▶ _Directions for this task_
Return precisely the span of lines from the top of the material below to the line containing "import React from 'react';", both included. Pictures are excluded.

▶ _Data shown_
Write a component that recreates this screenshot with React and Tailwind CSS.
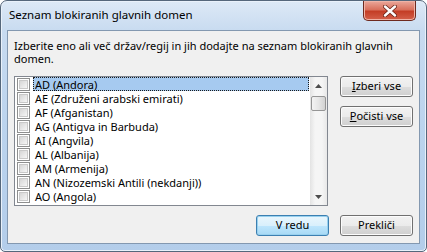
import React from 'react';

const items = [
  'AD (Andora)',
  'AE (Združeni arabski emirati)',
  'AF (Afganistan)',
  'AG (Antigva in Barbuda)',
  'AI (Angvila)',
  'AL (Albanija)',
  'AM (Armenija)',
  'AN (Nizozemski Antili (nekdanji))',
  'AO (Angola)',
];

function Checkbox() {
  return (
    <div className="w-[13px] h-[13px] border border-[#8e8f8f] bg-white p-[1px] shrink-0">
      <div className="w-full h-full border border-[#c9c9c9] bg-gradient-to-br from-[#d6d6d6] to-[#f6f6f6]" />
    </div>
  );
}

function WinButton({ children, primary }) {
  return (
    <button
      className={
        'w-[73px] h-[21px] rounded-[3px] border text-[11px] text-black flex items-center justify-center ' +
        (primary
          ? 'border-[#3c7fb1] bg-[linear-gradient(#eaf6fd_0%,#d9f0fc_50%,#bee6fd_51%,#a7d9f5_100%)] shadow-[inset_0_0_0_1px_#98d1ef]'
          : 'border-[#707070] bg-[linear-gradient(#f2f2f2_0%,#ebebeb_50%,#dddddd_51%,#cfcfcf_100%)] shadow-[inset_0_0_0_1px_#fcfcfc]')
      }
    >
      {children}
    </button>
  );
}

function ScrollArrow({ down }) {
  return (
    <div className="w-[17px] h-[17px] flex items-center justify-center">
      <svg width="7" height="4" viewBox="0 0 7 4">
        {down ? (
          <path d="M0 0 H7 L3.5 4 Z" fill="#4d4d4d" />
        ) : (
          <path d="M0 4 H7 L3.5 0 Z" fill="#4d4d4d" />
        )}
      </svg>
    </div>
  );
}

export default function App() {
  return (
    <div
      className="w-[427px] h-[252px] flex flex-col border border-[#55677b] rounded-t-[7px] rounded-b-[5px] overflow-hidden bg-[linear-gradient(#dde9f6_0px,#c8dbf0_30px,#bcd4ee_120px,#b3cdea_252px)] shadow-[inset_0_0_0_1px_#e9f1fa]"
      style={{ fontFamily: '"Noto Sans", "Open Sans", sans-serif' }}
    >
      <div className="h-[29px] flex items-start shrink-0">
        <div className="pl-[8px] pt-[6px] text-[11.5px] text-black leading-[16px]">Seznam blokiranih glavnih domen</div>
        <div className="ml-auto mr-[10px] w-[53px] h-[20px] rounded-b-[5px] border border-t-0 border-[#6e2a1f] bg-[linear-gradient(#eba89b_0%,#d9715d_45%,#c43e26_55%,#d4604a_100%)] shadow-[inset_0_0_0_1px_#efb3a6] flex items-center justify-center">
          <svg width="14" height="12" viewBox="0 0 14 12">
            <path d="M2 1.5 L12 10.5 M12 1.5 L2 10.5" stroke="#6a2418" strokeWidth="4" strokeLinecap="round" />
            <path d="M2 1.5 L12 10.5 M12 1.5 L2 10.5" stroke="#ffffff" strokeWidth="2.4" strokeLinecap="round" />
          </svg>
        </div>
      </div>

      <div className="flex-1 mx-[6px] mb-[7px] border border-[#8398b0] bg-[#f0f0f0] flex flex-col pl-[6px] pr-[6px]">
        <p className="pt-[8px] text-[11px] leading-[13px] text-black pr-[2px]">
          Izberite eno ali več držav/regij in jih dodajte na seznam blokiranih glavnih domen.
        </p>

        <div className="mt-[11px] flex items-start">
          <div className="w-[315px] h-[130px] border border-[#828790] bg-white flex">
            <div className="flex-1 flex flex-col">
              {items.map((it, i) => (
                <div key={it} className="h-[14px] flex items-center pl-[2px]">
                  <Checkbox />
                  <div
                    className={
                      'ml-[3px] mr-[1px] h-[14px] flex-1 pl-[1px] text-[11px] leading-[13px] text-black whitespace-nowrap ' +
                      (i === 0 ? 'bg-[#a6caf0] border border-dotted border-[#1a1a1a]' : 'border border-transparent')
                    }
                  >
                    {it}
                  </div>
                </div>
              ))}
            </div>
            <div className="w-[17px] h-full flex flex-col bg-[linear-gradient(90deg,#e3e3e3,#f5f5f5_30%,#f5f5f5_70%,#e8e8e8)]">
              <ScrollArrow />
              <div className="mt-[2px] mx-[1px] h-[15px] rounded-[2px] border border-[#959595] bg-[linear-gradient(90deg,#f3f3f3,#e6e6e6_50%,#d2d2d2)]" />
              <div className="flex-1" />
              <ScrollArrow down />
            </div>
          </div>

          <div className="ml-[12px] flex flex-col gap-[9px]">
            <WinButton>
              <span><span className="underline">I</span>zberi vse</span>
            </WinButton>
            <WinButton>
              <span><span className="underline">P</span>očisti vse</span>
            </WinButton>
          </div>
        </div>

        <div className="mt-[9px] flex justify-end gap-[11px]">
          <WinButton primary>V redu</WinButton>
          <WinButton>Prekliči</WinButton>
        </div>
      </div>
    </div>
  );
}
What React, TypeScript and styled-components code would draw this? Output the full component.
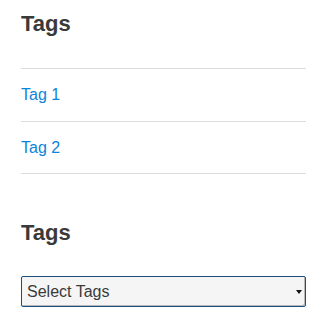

▶ _Answer for this exercise_
Write a component that recreates this screenshot with React and Tailwind CSS.
import React from 'react';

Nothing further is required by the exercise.